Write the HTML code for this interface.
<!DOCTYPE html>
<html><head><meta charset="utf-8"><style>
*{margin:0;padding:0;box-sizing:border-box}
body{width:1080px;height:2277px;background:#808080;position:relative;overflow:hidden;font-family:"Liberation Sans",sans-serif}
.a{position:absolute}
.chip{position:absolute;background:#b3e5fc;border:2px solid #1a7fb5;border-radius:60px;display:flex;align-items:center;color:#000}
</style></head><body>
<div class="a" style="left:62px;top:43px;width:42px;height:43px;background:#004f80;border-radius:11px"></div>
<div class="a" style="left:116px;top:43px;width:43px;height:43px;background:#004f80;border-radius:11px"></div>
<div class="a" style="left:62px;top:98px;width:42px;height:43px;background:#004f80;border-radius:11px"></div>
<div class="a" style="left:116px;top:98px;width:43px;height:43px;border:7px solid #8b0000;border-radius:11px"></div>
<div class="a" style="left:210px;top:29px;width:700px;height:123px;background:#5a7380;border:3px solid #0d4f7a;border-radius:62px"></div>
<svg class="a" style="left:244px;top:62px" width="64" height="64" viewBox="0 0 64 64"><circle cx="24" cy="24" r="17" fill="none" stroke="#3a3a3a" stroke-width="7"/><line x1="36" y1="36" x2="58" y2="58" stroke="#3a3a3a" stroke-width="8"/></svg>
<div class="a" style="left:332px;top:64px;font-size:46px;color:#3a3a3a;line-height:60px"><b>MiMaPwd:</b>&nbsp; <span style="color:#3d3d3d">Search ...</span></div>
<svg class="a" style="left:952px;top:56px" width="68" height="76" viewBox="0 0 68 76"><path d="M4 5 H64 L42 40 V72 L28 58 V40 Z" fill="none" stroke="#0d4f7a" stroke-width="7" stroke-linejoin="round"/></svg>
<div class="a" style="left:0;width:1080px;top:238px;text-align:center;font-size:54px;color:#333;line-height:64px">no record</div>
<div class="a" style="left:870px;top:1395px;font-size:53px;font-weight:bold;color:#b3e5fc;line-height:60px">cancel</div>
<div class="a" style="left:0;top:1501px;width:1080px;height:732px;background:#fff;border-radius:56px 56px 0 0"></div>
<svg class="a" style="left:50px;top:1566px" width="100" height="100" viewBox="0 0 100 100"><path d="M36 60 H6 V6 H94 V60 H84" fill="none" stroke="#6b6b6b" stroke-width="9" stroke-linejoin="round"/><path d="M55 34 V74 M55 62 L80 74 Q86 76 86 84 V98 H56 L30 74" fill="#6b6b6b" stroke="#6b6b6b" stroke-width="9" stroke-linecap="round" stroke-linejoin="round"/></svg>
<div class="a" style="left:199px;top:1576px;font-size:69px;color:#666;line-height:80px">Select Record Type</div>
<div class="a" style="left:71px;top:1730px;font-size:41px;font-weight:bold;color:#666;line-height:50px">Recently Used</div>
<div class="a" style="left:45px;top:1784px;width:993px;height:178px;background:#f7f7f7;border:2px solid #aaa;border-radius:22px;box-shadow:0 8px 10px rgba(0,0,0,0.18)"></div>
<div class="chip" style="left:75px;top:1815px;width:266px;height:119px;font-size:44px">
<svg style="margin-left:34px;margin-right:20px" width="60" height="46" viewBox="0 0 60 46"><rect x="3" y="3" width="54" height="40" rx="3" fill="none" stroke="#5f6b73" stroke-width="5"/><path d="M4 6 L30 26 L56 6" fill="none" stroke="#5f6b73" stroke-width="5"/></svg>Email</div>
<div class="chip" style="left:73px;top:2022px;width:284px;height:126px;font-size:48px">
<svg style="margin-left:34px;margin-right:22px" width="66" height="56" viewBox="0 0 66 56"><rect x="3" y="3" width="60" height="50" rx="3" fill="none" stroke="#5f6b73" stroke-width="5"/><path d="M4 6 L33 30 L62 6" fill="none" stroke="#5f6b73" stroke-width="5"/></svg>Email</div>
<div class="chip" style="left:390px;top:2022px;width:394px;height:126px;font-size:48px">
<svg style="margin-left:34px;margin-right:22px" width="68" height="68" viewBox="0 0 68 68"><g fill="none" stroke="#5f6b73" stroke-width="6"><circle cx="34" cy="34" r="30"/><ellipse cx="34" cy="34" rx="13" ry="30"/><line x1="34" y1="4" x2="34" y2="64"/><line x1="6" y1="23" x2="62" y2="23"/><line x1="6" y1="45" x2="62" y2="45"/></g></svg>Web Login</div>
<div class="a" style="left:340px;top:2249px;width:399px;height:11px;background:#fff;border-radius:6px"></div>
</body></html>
· · · · · · ·
Repeat the listing exactly, from its first line to its last.

§ Answer to this exercise
Write the HTML code for this interface.
<!DOCTYPE html>
<html><head><meta charset="utf-8"><style>
*{margin:0;padding:0;box-sizing:border-box}
body{width:1080px;height:2277px;background:#808080;position:relative;overflow:hidden;font-family:"Liberation Sans",sans-serif}
.a{position:absolute}
.chip{position:absolute;background:#b3e5fc;border:2px solid #1a7fb5;border-radius:60px;display:flex;align-items:center;color:#000}
</style></head><body>
<div class="a" style="left:62px;top:43px;width:42px;height:43px;background:#004f80;border-radius:11px"></div>
<div class="a" style="left:116px;top:43px;width:43px;height:43px;background:#004f80;border-radius:11px"></div>
<div class="a" style="left:62px;top:98px;width:42px;height:43px;background:#004f80;border-radius:11px"></div>
<div class="a" style="left:116px;top:98px;width:43px;height:43px;border:7px solid #8b0000;border-radius:11px"></div>
<div class="a" style="left:210px;top:29px;width:700px;height:123px;background:#5a7380;border:3px solid #0d4f7a;border-radius:62px"></div>
<svg class="a" style="left:244px;top:62px" width="64" height="64" viewBox="0 0 64 64"><circle cx="24" cy="24" r="17" fill="none" stroke="#3a3a3a" stroke-width="7"/><line x1="36" y1="36" x2="58" y2="58" stroke="#3a3a3a" stroke-width="8"/></svg>
<div class="a" style="left:332px;top:64px;font-size:46px;color:#3a3a3a;line-height:60px"><b>MiMaPwd:</b>&nbsp; <span style="color:#3d3d3d">Search ...</span></div>
<svg class="a" style="left:952px;top:56px" width="68" height="76" viewBox="0 0 68 76"><path d="M4 5 H64 L42 40 V72 L28 58 V40 Z" fill="none" stroke="#0d4f7a" stroke-width="7" stroke-linejoin="round"/></svg>
<div class="a" style="left:0;width:1080px;top:238px;text-align:center;font-size:54px;color:#333;line-height:64px">no record</div>
<div class="a" style="left:870px;top:1395px;font-size:53px;font-weight:bold;color:#b3e5fc;line-height:60px">cancel</div>
<div class="a" style="left:0;top:1501px;width:1080px;height:732px;background:#fff;border-radius:56px 56px 0 0"></div>
<svg class="a" style="left:50px;top:1566px" width="100" height="100" viewBox="0 0 100 100"><path d="M36 60 H6 V6 H94 V60 H84" fill="none" stroke="#6b6b6b" stroke-width="9" stroke-linejoin="round"/><path d="M55 34 V74 M55 62 L80 74 Q86 76 86 84 V98 H56 L30 74" fill="#6b6b6b" stroke="#6b6b6b" stroke-width="9" stroke-linecap="round" stroke-linejoin="round"/></svg>
<div class="a" style="left:199px;top:1576px;font-size:69px;color:#666;line-height:80px">Select Record Type</div>
<div class="a" style="left:71px;top:1730px;font-size:41px;font-weight:bold;color:#666;line-height:50px">Recently Used</div>
<div class="a" style="left:45px;top:1784px;width:993px;height:178px;background:#f7f7f7;border:2px solid #aaa;border-radius:22px;box-shadow:0 8px 10px rgba(0,0,0,0.18)"></div>
<div class="chip" style="left:75px;top:1815px;width:266px;height:119px;font-size:44px">
<svg style="margin-left:34px;margin-right:20px" width="60" height="46" viewBox="0 0 60 46"><rect x="3" y="3" width="54" height="40" rx="3" fill="none" stroke="#5f6b73" stroke-width="5"/><path d="M4 6 L30 26 L56 6" fill="none" stroke="#5f6b73" stroke-width="5"/></svg>Email</div>
<div class="chip" style="left:73px;top:2022px;width:284px;height:126px;font-size:48px">
<svg style="margin-left:34px;margin-right:22px" width="66" height="56" viewBox="0 0 66 56"><rect x="3" y="3" width="60" height="50" rx="3" fill="none" stroke="#5f6b73" stroke-width="5"/><path d="M4 6 L33 30 L62 6" fill="none" stroke="#5f6b73" stroke-width="5"/></svg>Email</div>
<div class="chip" style="left:390px;top:2022px;width:394px;height:126px;font-size:48px">
<svg style="margin-left:34px;margin-right:22px" width="68" height="68" viewBox="0 0 68 68"><g fill="none" stroke="#5f6b73" stroke-width="6"><circle cx="34" cy="34" r="30"/><ellipse cx="34" cy="34" rx="13" ry="30"/><line x1="34" y1="4" x2="34" y2="64"/><line x1="6" y1="23" x2="62" y2="23"/><line x1="6" y1="45" x2="62" y2="45"/></g></svg>Web Login</div>
<div class="a" style="left:340px;top:2249px;width:399px;height:11px;background:#fff;border-radius:6px"></div>
</body></html>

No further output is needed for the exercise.